Making these scones forced me to make five pieces of bacon. And just when I was about to take a picture of said five pieces of bacon, I tripped over my own weirdly small feet and dropped them.
It felt like that cliché moment when a little girl drops her ice cream cone.
It was just plain sad.
And since I’ll use any excuse I can get, I think this is a valid reason for me to get a dog soon because then it wouldn’t have gone to waste. That’d make grandma proud. She doesn’t like food to go to waste. Grandmas put half drunk glasses of milk in the fridge for later.
Anywayz, these scones are sort of genius–they are full of cheesy and bacon goodness. I got a taste of this bacon breakfast geniusness on my way to the Rose Bowl Flea Market a few Sundays ago. If you live anywhere near LA, I highly recommend. Lots of old cool stuff, and I saw Santino (from Project Runway. remember him?!) and Heidi Klum with a TV camera. Weird. Only in LA.
I digress…on my way, I stopped at Intelligentsia and saw some scones. At first I thought they were cranberry scones and was mildly excited, but then kinda giddy when I I found out that the little red specks were in fact bacon…a.k.a. salty gold.
I quickly ordered one and then paid $12!!!! for my latte and scone. Yes, $12. Weird. Ridiculous. Only in LA.
p.s. It’s still one of my favorite coffee shops. I’m crazy like that. Some people spend their money on other weird stuff, I do good coffee.
Let’s talk texture…tenderness…and scone love!
I had an almost expired carton of buttermilk in the fridge, so I searched for a recipe that utilized it instead of heavy cream. I used Joy’s and it seriously is the best scone–bacon and gruyere aside–I’ve ever eaten. It’s almost on the same line as a biscuit, which is a very good thing. I’m never going back to scones that use heavy cream ever again.

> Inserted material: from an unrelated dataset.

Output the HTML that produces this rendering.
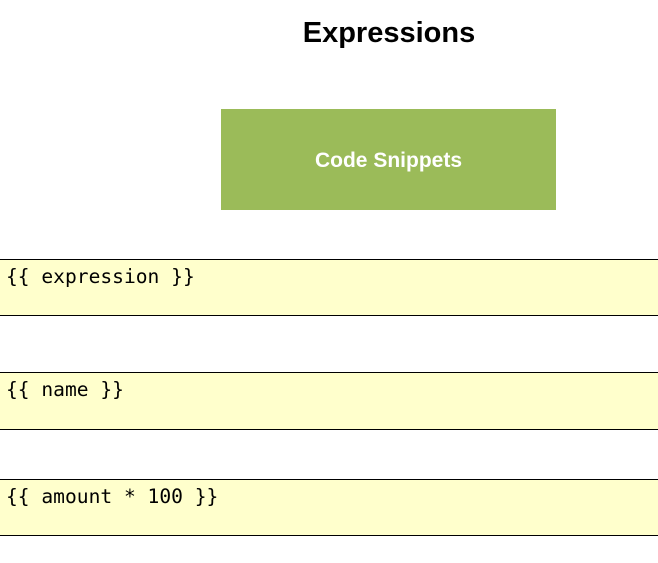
<!DOCTYPE html>
<html><head><meta charset="utf-8"><style>
html,body{margin:0;padding:0;background:#fff;width:658px;height:563px;overflow:hidden;position:relative}
h1{position:absolute;left:0;width:778px;top:13px;margin:0;text-align:center;font:bold 29px/40px "Liberation Sans",sans-serif;color:#000}
.btn{position:absolute;left:221px;top:109px;width:335px;height:101px;background:#9bbb59;color:#fff;font:bold 21px/103px "Liberation Sans",sans-serif;text-align:center}
.code{position:absolute;left:0;width:658px;height:55px;background:#ffffcc;border-top:1px solid #000;border-bottom:1px solid #000;font:19.6px/22px "DejaVu Sans Mono",monospace;color:#000;box-sizing:border-box;padding:6px 0 0 6px;white-space:pre}
</style></head><body>
<h1>Expressions</h1>
<div class="btn">Code Snippets</div>
<div class="code" style="top:259px;height:57px">{{ expression }}</div>
<div class="code" style="top:372px;height:58px">{{ name }}</div>
<div class="code" style="top:479px;height:57px">{{ amount * 100 }}</div>
</body></html>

This recipe was a breeze, but I do have one tip that I think helps:
If you have to step away mid-way through making the recipe. Like, your phone rings, you have to take blog pictures, or you have Twitter to check–whatever the case may be, just put the scone/butter mixture in the fridge or freezer and then take it out when you’re to continue.
That is all.
Bacon and Gruyére Scones
Recipe for buttermilk scone from Joy the Baker
Idea of genius Bacon and Gruyére Scone from Intelligentsia (or whoever makes their pastries)
5 pieces of bacon, diced
1 1/2 cups all-purpose flour
2 tablespoons granulated sugar
2 1/4 teaspoon baking powder
1/4 teaspoon baking soda
1/2 teaspoon salt
6 tablespoons cold unsalted butter
1 large egg yolk
1/4 cup plus 2 tablespoons cold buttermilk
1/2 cup of Gruyére, grated
In a cast iron or medium skillet, cook diced bacon over medium-high heat, until brown. Transfer to a paper towel to drain and let cool. NOTE: Do not add hot bacon to the scone mixture. This will melt the butter. Muy importante.
Place rack in the upper third of the oven and preheat to 425 degrees F. Line a baking sheet with parchment paper and set aside.
In a mixing bowl, sift together flour, sugar, baking powder, baking soda and salt. Cut in butter until mixture resembles coarse meal. I use my fingers to rub the butter and dry ingredients together. In another bowl, combine egg yolk and buttermilk and beat lightly with a fork. Add to flour mixture all at once, stirring enough to make a soft dough. Fold in bacon and cheese.
Turn out onto a floured board and knead a few times and form into a ball. Roll out dough, using a rolling pin, into a 1-inch thick square. Cut into 4 large or 6 small squares. Place on prepared baking sheet and bake at 425 degrees F for 12-15 minutes. These are best when serve immediately with butter and jam.